As much as it pains me to say this, because, overall it was the weakest of all of them, Star Trek V nailed one of the big religion problems with this question. “What does God need with a starship?” was the question in the movie. Let’s ask it in reality, what does God need with… anything you, a mere mortal, can provide? He is a GOD. He can create whatever it wants whenever it wants it. God doesn’t NEED you. You seem to need god in that “wanting a higher power to be in charge” thing, but what, exactly, can you do for God?
But Rob, the argument goes, god needs faith and prayer to thrive and grow! Really? What for? God can create faith because god can create anything. And we’re back to the argument, what is the purpose of church and worship and prayer? God doesn’t need it.
And for those who say, but we’re giving thanks for him creating us. Okay, fine. Thank you for creating us. There. Done. Why do we have to thank him every week? Or several times a week? Or thank him for the food that the farmers grew, the harvesters picked, the distribution people distributed, the store people stocked and the family member who actually bought (and likely cooked) for us. Screw all of them! It’s god. My family prayed before every meal, for a while, that the food would be blessed. Sometimes we didn’t, and, well, as you can probably tell from this blog entry, I’m not dead, yet.

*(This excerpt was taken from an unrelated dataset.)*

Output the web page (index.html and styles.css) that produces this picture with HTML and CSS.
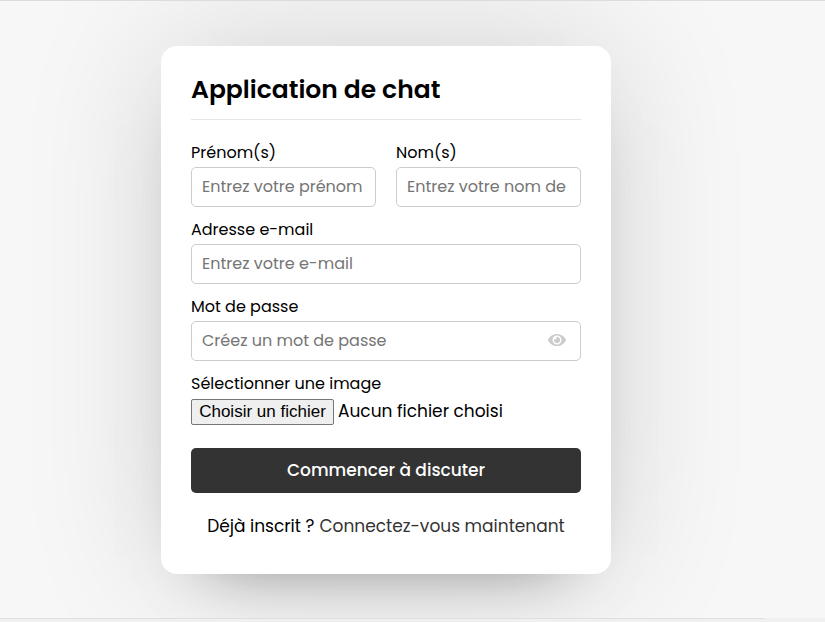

So, if you want to worship, you go right ahead. This Sunday, I’ll be sleeping in. Making myself just a little bit healthier than those who get up early to wake god with some very off-key singing and mumbling. God knows he created us. We know he created us. Reminding him on the seventh day, every seventh day, gets old, really quick. Incidentally, if god rested on the seventh day, then god created the world not in seven days, as is often claimed by Christians, but six. Oh! You silly Christians and your inability to count!